OBJECTIVE:
Locate every line in the material below that has the word "styles". Copy each of those lines.

RECORDS TO USE:
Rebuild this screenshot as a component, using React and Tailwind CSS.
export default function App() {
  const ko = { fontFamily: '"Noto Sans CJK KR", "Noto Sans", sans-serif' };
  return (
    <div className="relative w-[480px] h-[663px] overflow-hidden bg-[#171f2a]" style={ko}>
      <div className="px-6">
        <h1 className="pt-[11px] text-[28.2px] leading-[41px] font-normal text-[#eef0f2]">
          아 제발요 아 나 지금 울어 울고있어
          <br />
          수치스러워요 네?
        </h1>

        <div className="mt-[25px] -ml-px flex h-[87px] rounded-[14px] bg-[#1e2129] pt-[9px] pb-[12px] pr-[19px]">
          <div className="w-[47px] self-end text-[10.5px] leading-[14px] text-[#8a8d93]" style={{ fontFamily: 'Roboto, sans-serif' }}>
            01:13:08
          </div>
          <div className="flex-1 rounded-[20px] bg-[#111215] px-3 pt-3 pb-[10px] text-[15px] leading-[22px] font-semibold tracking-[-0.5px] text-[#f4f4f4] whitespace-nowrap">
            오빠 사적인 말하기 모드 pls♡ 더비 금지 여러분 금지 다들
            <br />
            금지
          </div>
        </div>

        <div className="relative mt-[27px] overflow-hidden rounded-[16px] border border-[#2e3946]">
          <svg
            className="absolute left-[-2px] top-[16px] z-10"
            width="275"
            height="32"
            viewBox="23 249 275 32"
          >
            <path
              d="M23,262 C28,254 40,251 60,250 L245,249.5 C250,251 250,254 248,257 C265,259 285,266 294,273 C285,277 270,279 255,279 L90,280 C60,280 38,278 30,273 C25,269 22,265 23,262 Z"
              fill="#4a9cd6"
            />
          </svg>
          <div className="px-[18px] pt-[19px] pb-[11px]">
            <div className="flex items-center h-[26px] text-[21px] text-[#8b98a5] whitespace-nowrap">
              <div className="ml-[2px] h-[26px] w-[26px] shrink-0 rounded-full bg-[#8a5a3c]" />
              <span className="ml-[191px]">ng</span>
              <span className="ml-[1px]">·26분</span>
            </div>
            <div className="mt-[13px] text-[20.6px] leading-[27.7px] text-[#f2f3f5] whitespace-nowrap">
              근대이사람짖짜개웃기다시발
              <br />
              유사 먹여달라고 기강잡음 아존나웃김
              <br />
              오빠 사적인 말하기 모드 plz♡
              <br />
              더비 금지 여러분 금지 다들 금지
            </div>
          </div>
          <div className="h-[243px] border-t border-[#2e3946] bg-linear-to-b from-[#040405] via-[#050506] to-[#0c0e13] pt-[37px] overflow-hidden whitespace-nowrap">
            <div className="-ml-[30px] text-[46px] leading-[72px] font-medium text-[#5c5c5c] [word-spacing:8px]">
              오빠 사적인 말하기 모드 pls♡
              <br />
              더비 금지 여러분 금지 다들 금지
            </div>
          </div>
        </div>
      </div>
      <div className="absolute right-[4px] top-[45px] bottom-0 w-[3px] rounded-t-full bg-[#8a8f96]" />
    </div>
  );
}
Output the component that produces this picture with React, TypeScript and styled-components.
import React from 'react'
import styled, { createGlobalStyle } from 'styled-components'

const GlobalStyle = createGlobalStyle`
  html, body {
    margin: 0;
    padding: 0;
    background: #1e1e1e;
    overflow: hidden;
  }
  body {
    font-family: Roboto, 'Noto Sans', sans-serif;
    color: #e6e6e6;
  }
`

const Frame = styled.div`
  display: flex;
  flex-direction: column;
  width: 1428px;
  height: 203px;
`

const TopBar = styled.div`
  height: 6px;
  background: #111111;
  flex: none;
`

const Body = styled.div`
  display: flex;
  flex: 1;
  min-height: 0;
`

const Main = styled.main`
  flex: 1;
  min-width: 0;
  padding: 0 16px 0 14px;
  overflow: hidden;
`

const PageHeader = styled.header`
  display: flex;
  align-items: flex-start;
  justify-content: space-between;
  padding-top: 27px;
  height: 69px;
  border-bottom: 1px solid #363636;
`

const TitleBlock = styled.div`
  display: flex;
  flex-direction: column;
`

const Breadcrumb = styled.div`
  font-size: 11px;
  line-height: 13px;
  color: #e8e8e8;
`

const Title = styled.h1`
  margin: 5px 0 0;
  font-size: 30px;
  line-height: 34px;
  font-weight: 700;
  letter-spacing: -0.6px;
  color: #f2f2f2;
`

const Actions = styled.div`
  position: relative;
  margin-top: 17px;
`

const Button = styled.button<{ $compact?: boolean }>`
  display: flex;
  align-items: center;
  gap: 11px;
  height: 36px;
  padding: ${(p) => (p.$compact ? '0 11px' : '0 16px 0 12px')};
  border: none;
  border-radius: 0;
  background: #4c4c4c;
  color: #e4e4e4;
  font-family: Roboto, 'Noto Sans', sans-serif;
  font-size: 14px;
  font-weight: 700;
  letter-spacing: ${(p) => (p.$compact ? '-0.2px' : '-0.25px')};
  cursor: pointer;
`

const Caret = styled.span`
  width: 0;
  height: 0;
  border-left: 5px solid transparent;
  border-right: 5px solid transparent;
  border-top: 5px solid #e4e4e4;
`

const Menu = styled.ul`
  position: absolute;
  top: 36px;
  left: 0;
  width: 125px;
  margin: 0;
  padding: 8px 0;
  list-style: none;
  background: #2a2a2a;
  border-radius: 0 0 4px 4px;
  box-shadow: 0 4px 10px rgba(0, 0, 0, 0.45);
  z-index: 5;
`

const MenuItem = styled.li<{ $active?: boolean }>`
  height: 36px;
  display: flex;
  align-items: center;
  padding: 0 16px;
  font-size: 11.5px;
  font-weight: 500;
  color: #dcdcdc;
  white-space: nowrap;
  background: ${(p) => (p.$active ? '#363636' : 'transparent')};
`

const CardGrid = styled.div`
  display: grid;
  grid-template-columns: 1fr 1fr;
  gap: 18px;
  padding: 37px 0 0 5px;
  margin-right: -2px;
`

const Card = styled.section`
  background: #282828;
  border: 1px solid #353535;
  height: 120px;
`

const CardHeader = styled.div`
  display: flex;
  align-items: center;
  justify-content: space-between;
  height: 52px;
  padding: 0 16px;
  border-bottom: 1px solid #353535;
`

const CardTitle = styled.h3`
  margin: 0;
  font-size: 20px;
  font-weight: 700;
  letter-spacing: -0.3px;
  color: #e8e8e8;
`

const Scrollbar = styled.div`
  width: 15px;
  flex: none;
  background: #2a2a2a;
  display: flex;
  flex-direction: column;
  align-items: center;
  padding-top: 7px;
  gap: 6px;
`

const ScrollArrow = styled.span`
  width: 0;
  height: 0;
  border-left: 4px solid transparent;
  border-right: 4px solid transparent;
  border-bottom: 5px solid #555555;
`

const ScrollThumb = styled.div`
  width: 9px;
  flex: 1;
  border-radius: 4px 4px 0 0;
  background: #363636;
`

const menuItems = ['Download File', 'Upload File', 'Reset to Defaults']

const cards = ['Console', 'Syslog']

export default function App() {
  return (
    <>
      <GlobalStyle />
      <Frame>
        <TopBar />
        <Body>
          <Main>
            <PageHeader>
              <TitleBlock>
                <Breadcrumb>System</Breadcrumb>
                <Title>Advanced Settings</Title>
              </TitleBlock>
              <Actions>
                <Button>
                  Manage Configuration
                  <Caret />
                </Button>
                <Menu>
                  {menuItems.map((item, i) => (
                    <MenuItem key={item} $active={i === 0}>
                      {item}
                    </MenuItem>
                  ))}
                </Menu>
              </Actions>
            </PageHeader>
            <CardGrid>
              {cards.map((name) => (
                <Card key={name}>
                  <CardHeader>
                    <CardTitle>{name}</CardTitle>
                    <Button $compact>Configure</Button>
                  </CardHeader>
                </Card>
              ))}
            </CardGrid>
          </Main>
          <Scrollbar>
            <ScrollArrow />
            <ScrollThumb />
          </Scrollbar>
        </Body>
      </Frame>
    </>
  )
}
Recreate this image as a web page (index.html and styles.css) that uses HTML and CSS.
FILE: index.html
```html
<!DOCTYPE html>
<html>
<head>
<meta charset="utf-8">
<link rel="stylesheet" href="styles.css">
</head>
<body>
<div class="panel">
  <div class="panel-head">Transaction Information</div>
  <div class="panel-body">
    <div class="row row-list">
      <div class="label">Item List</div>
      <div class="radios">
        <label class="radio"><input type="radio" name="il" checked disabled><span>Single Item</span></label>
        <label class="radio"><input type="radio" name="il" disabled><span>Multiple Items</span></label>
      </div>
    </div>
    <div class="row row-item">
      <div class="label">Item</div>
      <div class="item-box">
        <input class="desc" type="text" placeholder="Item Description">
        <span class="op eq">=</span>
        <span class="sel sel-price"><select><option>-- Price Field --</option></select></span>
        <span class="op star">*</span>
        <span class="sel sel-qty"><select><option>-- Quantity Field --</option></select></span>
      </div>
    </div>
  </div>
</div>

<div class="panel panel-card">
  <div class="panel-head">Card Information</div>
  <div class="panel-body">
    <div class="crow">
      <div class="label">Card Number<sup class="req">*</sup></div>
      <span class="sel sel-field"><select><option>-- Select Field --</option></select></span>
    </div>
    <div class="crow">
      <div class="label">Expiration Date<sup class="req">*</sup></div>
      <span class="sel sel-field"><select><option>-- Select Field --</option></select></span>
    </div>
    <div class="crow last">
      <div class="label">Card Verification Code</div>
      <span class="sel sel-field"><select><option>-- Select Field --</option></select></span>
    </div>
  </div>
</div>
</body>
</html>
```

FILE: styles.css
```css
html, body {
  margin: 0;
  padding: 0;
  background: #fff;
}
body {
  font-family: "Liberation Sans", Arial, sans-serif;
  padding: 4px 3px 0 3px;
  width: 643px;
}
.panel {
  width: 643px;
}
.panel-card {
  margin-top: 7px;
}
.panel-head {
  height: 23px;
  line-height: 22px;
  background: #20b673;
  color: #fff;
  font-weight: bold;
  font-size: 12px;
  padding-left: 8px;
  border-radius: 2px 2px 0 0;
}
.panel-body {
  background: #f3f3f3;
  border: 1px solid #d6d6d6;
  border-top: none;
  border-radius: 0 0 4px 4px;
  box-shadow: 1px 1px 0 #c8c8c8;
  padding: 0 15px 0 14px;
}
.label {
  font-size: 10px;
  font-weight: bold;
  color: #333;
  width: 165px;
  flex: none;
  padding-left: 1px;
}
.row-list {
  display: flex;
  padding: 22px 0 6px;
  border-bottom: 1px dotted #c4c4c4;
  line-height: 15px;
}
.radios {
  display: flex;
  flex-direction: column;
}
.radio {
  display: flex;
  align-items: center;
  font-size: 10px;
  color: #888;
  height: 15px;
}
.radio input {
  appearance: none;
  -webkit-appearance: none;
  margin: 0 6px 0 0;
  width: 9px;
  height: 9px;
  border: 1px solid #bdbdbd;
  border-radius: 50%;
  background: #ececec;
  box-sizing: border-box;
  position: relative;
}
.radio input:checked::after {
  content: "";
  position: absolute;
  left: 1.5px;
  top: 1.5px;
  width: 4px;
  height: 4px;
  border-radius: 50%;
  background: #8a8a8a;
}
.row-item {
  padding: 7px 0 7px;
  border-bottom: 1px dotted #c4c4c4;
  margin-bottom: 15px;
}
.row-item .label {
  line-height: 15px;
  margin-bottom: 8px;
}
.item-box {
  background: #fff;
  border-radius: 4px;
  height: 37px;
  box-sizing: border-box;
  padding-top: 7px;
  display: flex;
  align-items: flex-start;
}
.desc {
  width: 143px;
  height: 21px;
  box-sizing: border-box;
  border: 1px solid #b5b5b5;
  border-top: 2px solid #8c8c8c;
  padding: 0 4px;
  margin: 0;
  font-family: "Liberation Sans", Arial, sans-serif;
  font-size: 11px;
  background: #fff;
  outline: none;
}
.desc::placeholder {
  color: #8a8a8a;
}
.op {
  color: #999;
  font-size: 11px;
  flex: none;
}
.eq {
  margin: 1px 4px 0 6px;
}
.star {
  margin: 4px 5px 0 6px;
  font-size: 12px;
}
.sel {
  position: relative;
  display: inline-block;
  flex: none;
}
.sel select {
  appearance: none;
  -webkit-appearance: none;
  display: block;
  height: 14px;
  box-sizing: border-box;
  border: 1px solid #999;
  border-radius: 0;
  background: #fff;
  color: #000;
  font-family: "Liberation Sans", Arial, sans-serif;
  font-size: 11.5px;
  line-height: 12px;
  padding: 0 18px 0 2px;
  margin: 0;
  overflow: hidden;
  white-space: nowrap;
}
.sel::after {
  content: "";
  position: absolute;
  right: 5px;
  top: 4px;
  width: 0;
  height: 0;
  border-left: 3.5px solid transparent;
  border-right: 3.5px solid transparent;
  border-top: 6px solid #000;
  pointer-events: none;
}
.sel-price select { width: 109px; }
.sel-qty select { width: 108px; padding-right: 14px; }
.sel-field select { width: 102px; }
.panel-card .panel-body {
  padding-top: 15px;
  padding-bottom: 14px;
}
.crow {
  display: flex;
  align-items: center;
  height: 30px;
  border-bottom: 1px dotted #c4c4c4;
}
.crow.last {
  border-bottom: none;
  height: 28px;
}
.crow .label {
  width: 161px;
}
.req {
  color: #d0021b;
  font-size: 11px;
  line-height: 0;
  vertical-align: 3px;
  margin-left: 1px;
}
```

EXERCISE OUTPUT:
Recreate this image as a web page (index.html and styles.css) that uses HTML and CSS.
<link rel="stylesheet" href="styles.css">
FILE: styles.css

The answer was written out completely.